The successive adsorption energy of hydrogen with chitosan functionalized with the metals was determined using Equation (3). The calculation results for the subsequent H₂ additions are summarized in

Table 5. Successive hydrogen adsorption on chitosan coated with magnesium, titanium, and niobium, along with their corresponding binding distance (d_H-M), the distance between hydrogen atoms (d_H-H), and the desorption temperature (T_D).

Number of H2 Molecules	Binding Energy	d_H-H (Å)	d_H-M (Å)	TD (K)
Ch + Mg + H2	0.142	0.752	3.141	99
	0.078	0.761	3.304	181
	0.101	0.756	3.280	129
Ch + Ti +H2	0.405	0.794	2.025	517
2H2	0.225	0.790	2.068	287
	0.132	0.799	2.011	168
	0.099	0.787	2.076	126
Ch + Nb + H2
	0.615	0.816	2.012	786
	0.525	0.825	1.995	671
	0.341	0.823	2.020	436
	0.280	0.835	2.045	358
	0.107	0.800	2.890	136

.

Table 5 shows that H₂ interacted with magnesium-coated chitosan in the gas phase, with an adsorption energy of 0.142 eV for the first adsorbed H₂ molecule, decreasing to 0.078 eV for the second H₂ molecule. In the case of magnesium-coated cellulose, the first adsorption energy of the first H₂ molecule is $E_b$ = 0.112 eV and 0.086 eV for the second adsorption. Moreover, the corresponding equilibrium parameters of chitosan are as follow: critical distance (d_H-Mg): 3.141 Å for the first H₂ molecule and 3.304 Å for the last added H₂ molecule. The results can be compared to the equilibrium parameters for magnesium-doped cellulose, where d_H-Mg = 3.050 Å for the first adsorption and d_H-Mg = 3.125 Å for the second adsorption. The desorption temperature (T_D) for these two successive adsorptions is T_D = 181 K and T_D = 99 K, respectively, compared with $T_D$= 143 K and $T_D$ = 109 K in magnesium-doped cellulose.

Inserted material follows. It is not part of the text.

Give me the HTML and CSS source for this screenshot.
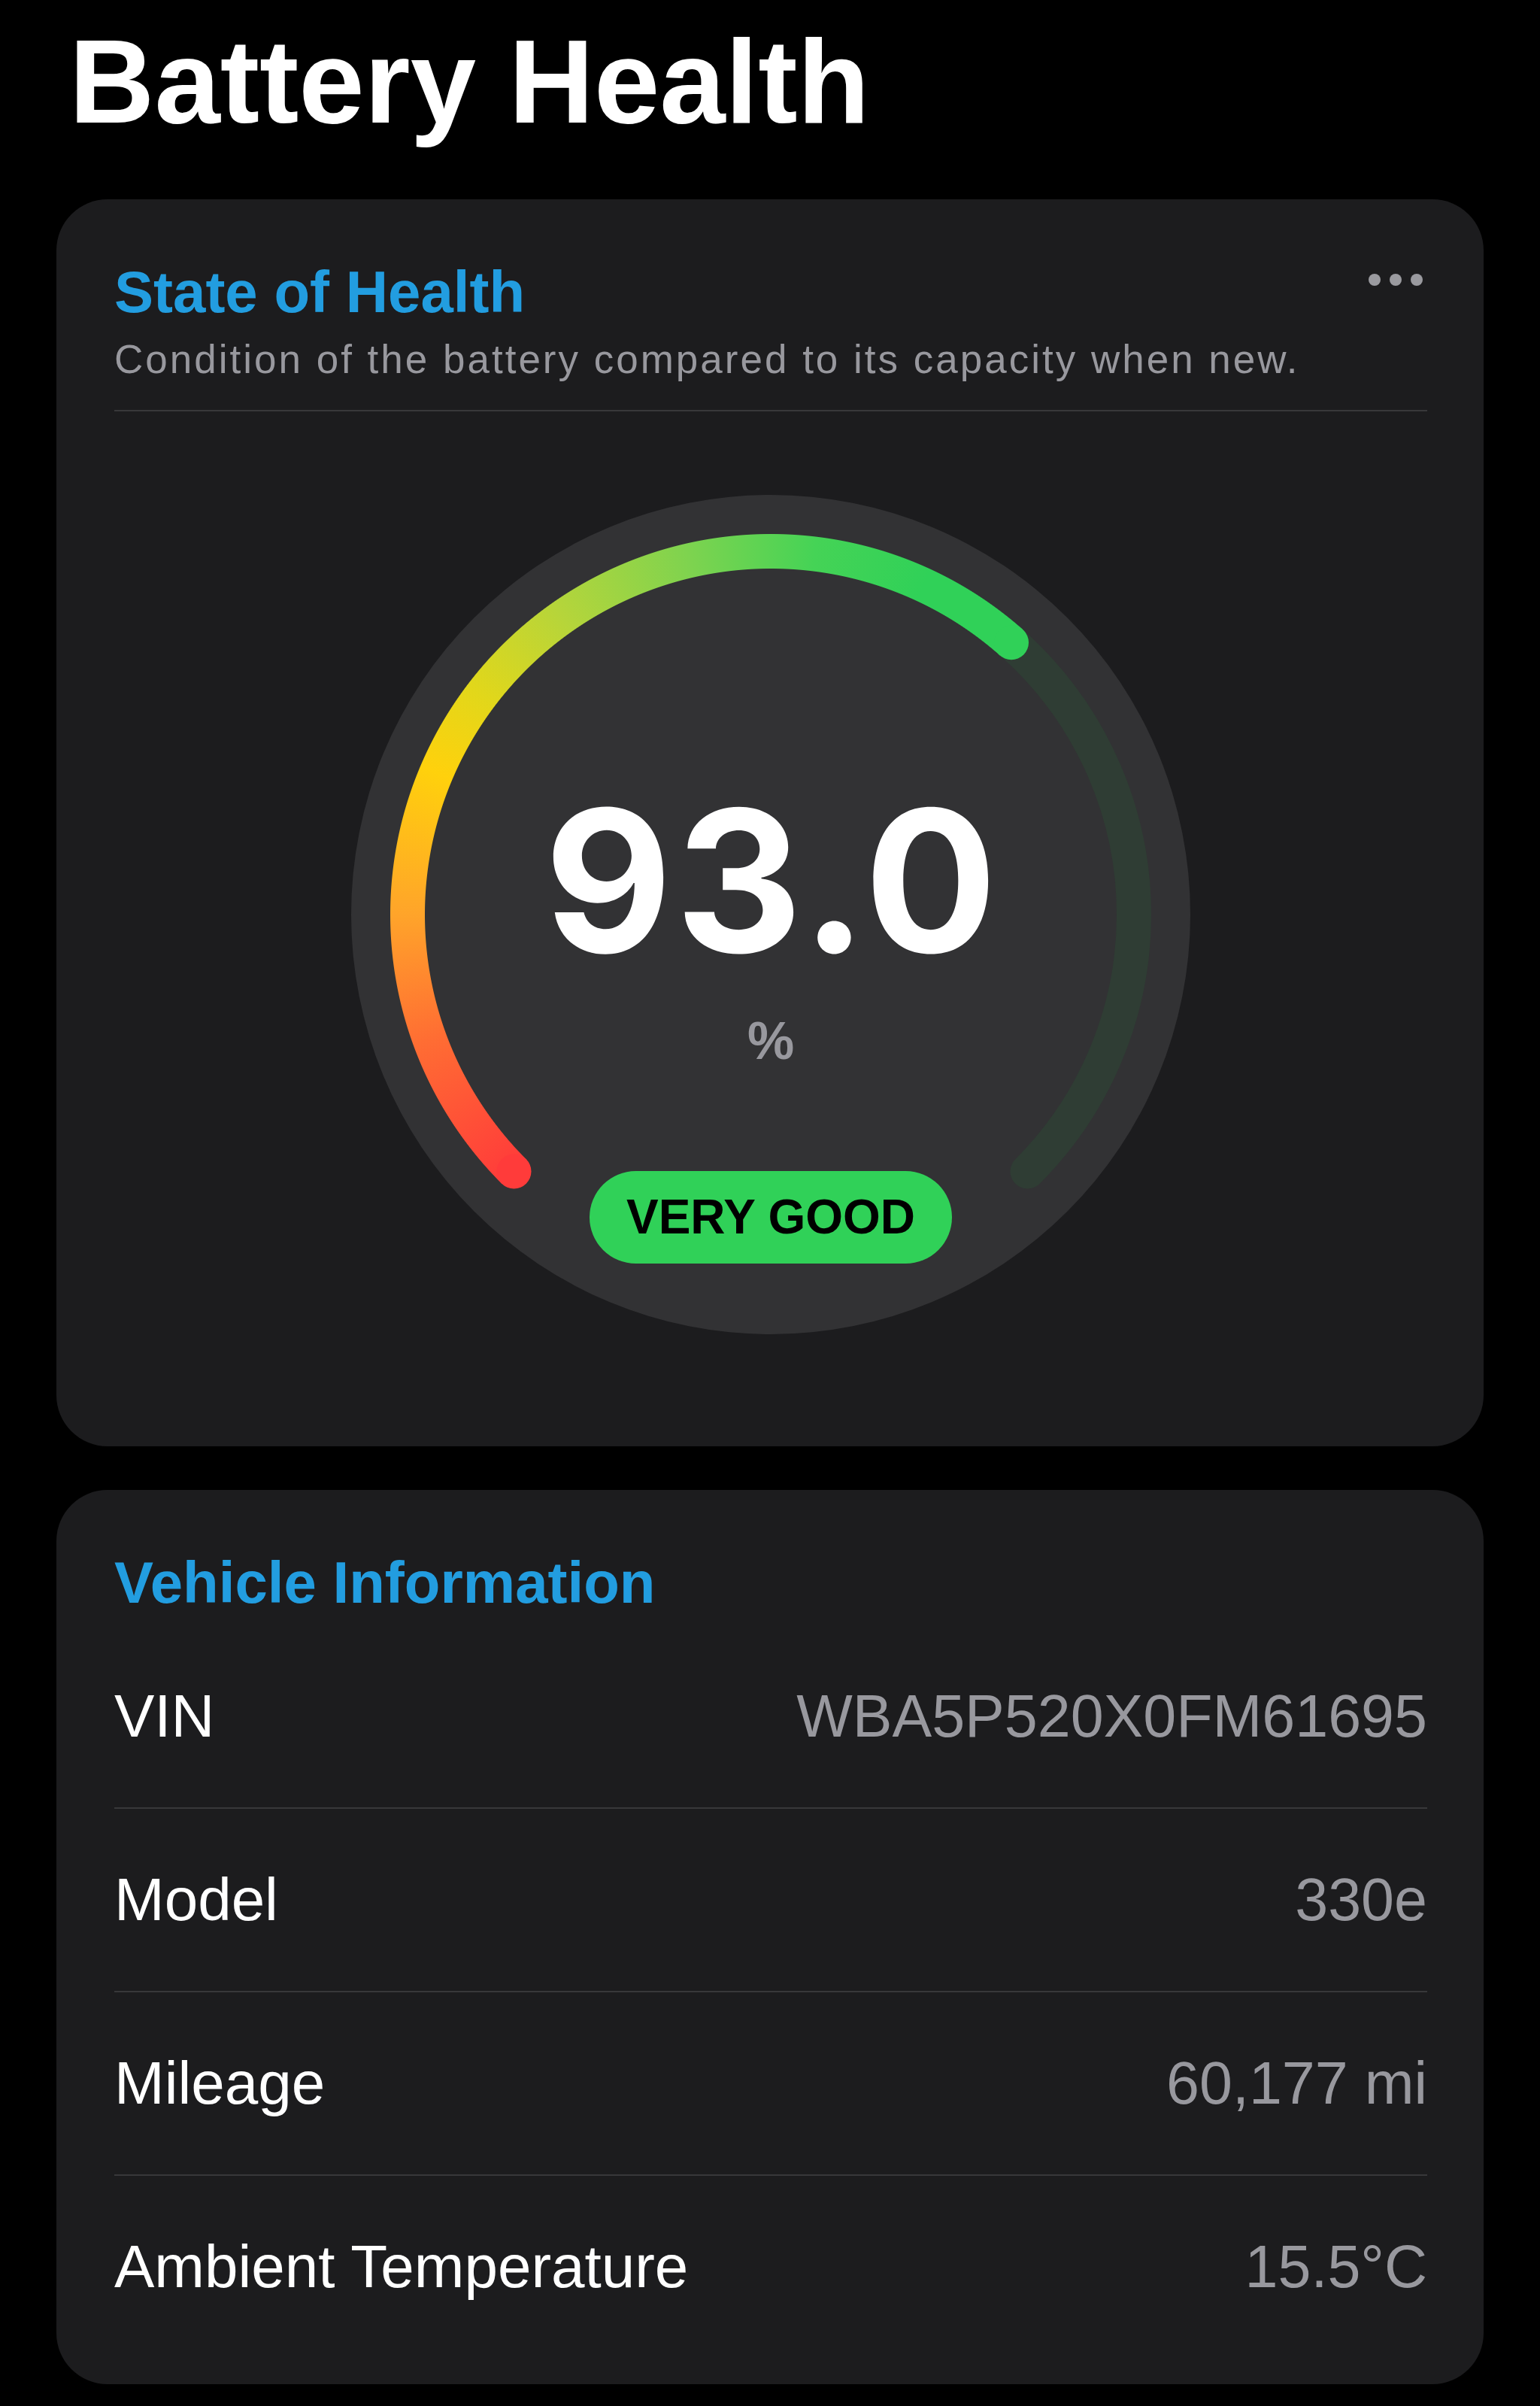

To better, observe the correlation between the adsorption energy and the number of added H₂ molecules. The maximum hydrogen storage capacity for niobium-coated chitosan is five hydrogen molecules, as shown in Figure 8, and the addition of the six H₂ molecules is not stable. This result indicates that niobium-doped chitosan can store five H₂ molecules in the quasi-molecular form before reaching saturation. Figure 8a,c shows the binding energy for the successive H₂ additions. The desorption temperature (T_D) of successive H₂ adsorption varies in the energy interval of 136–786 K. However, in the case of titanium-doped chitosan, the maximum storage capacity is three H₂ molecules in the quasi-molecular form, with binding energy in the range of 0.132–0.405 eV. A fourth H₂ molecule is in an unstable configuration, with an adsorption energy of 0.099 eV. The corresponding desorption temperature for the successive addition of molecules varies in the range of 168–517 K. To better understand the correlation between the adsorption energy and the corresponding desorption temperature, Figure 8c shows the desorption temperature changes (T_D) with respect to the hydrogen binding energy for niobium-doped chitosan. Figure 8d also displays the desorption temperature (T_D) for different hydrogen adsorption energy for titanium-doped chitosan. Furthermore, the relation between the desorption temperature (T_D) and the binding energy (E_b) is expressed by T_D = 1290 × E_b − 1.46 in niobium-doped chitosan and T_D = 1280 × E_b − 0.3 in the case of titanium-doped chitosan.

4. Conclusions

In summary, the present study of hydrogen storage in pure cellulose and chitosan, as well as cellulose and chitosan doped with magnesium, titanium, and niobium using density functional theory highlights the mechanism of hydrogen storage. The results of this investigation show that the interaction between hydrogen and pure cellulose and chitosan takes place in the gas phase (physisorption). Additionally cellulose and chitosan coated with magnesium, titanium, and niobium show exciting results. Our calculations predict that cellulose doped with niobium is the most favorable medium, with a storage capacity of six H₂ molecules, adsorption energy in the range of 0.198–0.765 eV, with system release of all the hydrogen at 978 K. Niobium-doped chitosan can accommodate five H₂ molecules, with binding energy in the range of 0.107–0.615 eV, whereas titanium-doped cellulose has a storage capacity of four H₂ molecules, with binding energy in the range of 0.120–0.640 eV and a maximum desorption temperature of T_max = 818 K, compared to a storage capacity of four H₂ molecules in the case of titanium-doped chitosan, with an adsorption range of 0.099–0.405 eV and a maximum desorption temperature of T_max = 517 K. However, magnesium-doped cellulose and chitosan show an insufficient hydrogen storage capacity of two H₂ molecules physisorbed. These results demonstrate that niobium-doped cellulose and chitosan might play an important role in the search for efficient and inexpensive hydrogen storage media.